Snap’s second-ever earnings report as a public company was expected to be bad, and it ended up being even worse. The numbers reflect the major long-term problems that Snap (SNAP) faces.
The chat company missed analysts’ expectations on revenue ($181.7 million vs. $186.2 million expected), earnings (it lost 16 cents per share, which was more than the 14 cents expected) and, most troublingly for its future, daily active users (it clocked 173 million vs. 175.2 million expected). Snap shares went off a cliff on the news, falling 16%, almost down to half of its $17 IPO price.
It is difficult to make a bull case for this company right now.
It is difficult to argue that Snap CEO Evan Spiegel made the right decision when he reportedly turned down two separate sale offers, one from Facebook (FB) for $3 billion in 2013 and one from Google (GOOG, GOOGL) for $30 billion last year.
Getting “copied and crushed”
In an interview with Yahoo Finance in June, Ted Livingston, CEO of the messaging app Kik, commented that young tech startups, even those with some fresh new innovation to offer, are currently more at risk of getting killed off by Big Tech (think Facebook, Google, Apple [AAPL] and Amazon [AMZN]) than ever before. These giants, with massive built-in user bases, can easily ape the popular products of smaller players and scale them faster. Livingston called it getting “copied and crushed.”
It’s a perfect phrase for what has already happened to Snapchat, and what can easily continue to happen.

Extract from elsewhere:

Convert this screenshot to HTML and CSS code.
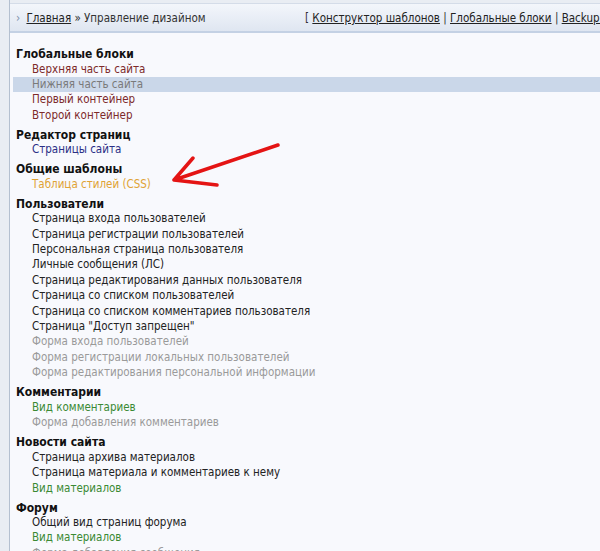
FILE: index.html
```html
<!DOCTYPE html>
<html lang="ru">
<head>
    <meta charset="UTF-8">
    <title>Управление дизайном</title>
    <link rel="stylesheet" href="styles.css">
</head>
<body>
    <div class="page">
        <div class="crumbs">
            <div class="crumbs-left">
                <span class="bullet">›</span>
                <a href="#">Главная</a> » Управление дизайном
            </div>
            <div class="crumbs-right">
                [ <a href="#">Конструктор шаблонов</a> | <a href="#">Глобальные блоки</a> | <a href="#">Backup шаблонов</a> ]
            </div>
        </div>

        <div class="content">
            <div class="group">
                <div class="group-title">Глобальные блоки</div>
                <div class="item red">Верхняя часть сайта</div>
                <div class="item gray active">Нижняя часть сайта</div>
                <div class="item red">Первый контейнер</div>
                <div class="item red">Второй контейнер</div>
            </div>
            <div class="group">
                <div class="group-title">Редактор страниц</div>
                <div class="item blue">Страницы сайта</div>
            </div>
            <div class="group">
                <div class="group-title">Общие шаблоны</div>
                <div class="item orange">Таблица стилей (CSS)</div>
            </div>
            <div class="group">
                <div class="group-title">Пользователи</div>
                <div class="item">Страница входа пользователей</div>
                <div class="item">Страница регистрации пользователей</div>
                <div class="item">Персональная страница пользователя</div>
                <div class="item">Личные сообщения (ЛС)</div>
                <div class="item">Страница редактирования данных пользователя</div>
                <div class="item">Страница со списком пользователей</div>
                <div class="item">Страница со списком комментариев пользователя</div>
                <div class="item">Страница "Доступ запрещен"</div>
                <div class="item gray">Форма входа пользователей</div>
                <div class="item gray">Форма регистрации локальных пользователей</div>
                <div class="item gray">Форма редактирования персональной информации</div>
            </div>
            <div class="group">
                <div class="group-title">Комментарии</div>
                <div class="item green">Вид комментариев</div>
                <div class="item gray">Форма добавления комментариев</div>
            </div>
            <div class="group">
                <div class="group-title">Новости сайта</div>
                <div class="item">Страница архива материалов</div>
                <div class="item">Страница материала и комментариев к нему</div>
                <div class="item green">Вид материалов</div>
            </div>
            <div class="group">
                <div class="group-title">Форум</div>
                <div class="item">Общий вид страниц форума</div>
                <div class="item green">Вид материалов</div>
                <div class="item gray">Форма добавления сообщения</div>
            </div>

            <svg class="arrow" width="130" height="50" viewBox="0 0 130 50">
                <path d="M118 6 L14 41 M14 41 L33 19 M14 41 L57 46" fill="none" stroke="#e41414" stroke-width="3.5" stroke-linecap="round" stroke-linejoin="round"/>
            </svg>
        </div>
    </div>
</body>
</html>
```

FILE: styles.css
```css
* {
    box-sizing: border-box;
    margin: 0;
    padding: 0;
}

body {
    background-color: #e9edf3;
    font-family: "DejaVu Sans Condensed", "DejaVu Sans", sans-serif;
    font-stretch: condensed;
    font-size: 11.5px;
    color: #222;
    overflow: hidden;
    height: 551px;
}

.page {
    margin-left: 9px;
    padding-top: 3px;
    border-left: 1px solid #b4c0d0;
    min-height: 100%;
}

.crumbs {
    display: flex;
    align-items: center;
    height: 30px;
    padding-top: 1px;
    white-space: nowrap;
    overflow: hidden;
    background: linear-gradient(#f3f6fb, #dfe6f1);
    border-top: 1px solid #d4dce8;
    border-bottom: 2px solid #c4d1e4;
    color: #333;
}

.crumbs a {
    color: #222;
    text-decoration: underline;
}

.crumbs-left {
    flex: 0 0 auto;
    width: 295px;
    padding-left: 6px;
}

.bullet {
    color: #7f93ad;
    margin-right: 3px;
}

.crumbs-right {
    flex: 0 0 auto;
}

.content {
    position: relative;
    background-color: #f8f9fd;
    padding: 14px 0 0 3px;
    min-height: 520px;
}

.group {
    margin-bottom: 4.6px;
}

.group-title {
    padding-left: 3px;
    font-weight: bold;
    font-size: 12px;
    line-height: 14.5px;
    color: #111;
}

.item {
    padding-left: 19px;
    line-height: 15.4px;
}

.item.red {
    color: #7d2a2a;
}

.item.blue {
    color: #2b2f86;
}

.item.orange {
    color: #e0a335;
}

.item.green {
    color: #3a8a34;
}

.item.gray {
    color: #9a9a9a;
}

.item.active {
    background-color: #cad7e9;
    color: #7a7a7a;
}

.arrow {
    position: absolute;
    left: 150px;
    top: 106px;
}
```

Snapchat got copied and crushed when Facebook-owned Instagram added Instagram Stories in August 2016, an obvious ripoff of Snapchat Stories, which lets users share photos or videos that last 24 hours on their profiles. By April of this year, less than eight months later, Instagram Stories surpassed Snapchat with 250 million daily active users. Facebook soon added Stories to Messenger, WhatsApp, and at last the Facebook app, too.

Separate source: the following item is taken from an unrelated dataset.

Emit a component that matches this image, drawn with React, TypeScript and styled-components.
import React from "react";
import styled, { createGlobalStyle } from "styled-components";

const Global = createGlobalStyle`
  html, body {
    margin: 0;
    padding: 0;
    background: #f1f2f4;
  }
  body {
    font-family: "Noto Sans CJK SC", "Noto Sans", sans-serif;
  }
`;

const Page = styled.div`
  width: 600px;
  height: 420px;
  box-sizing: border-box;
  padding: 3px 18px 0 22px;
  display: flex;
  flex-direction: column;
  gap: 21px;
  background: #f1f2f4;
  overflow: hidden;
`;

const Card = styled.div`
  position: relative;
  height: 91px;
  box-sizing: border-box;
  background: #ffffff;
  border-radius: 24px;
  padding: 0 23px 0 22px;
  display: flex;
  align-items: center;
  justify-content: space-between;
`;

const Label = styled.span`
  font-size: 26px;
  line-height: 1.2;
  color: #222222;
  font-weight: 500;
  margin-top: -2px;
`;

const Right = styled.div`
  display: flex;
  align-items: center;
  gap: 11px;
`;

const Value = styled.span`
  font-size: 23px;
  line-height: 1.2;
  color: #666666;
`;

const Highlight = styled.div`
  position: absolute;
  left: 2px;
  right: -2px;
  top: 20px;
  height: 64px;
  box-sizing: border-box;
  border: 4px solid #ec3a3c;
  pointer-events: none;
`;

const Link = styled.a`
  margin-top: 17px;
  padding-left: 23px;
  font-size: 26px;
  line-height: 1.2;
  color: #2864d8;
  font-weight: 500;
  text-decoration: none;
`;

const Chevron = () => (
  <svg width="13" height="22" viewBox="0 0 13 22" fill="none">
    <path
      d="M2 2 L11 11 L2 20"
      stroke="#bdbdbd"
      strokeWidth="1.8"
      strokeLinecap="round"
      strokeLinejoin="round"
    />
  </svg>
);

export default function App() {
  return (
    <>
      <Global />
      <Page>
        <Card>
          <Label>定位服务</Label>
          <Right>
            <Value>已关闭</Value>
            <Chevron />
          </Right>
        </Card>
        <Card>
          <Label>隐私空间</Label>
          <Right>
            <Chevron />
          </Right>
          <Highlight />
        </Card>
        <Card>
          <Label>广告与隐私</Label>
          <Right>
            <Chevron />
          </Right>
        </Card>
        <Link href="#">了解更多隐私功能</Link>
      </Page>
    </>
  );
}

Stories isn’t the only way Facebook has copied Snapchat. Facebook added a new camera to Messenger that looks just like the Snap camera. Facebook also added mid-story video ads to Instagram that show up the same way Snapchat ads appear to users.
There’s little Snap can do about all this. And of course the phenomenon is hardly new: tech companies copy each other’s products all the time, often with great success.
Some analysts think Facebook isn’t even the problem, but Snap itself.
“I think 100 percent of the problems that we’re seeing at Snapchat are self-inflicted,” James Cakmak of Monness, Crespi, Hardt and Co., told Bloomberg TV. “They’re not doubling down on the core areas of expertise that we thought that they could capitalize on, like the content side of the picture, and they’re not really educating the existing users, as well as new potential users, on the new product iterations.”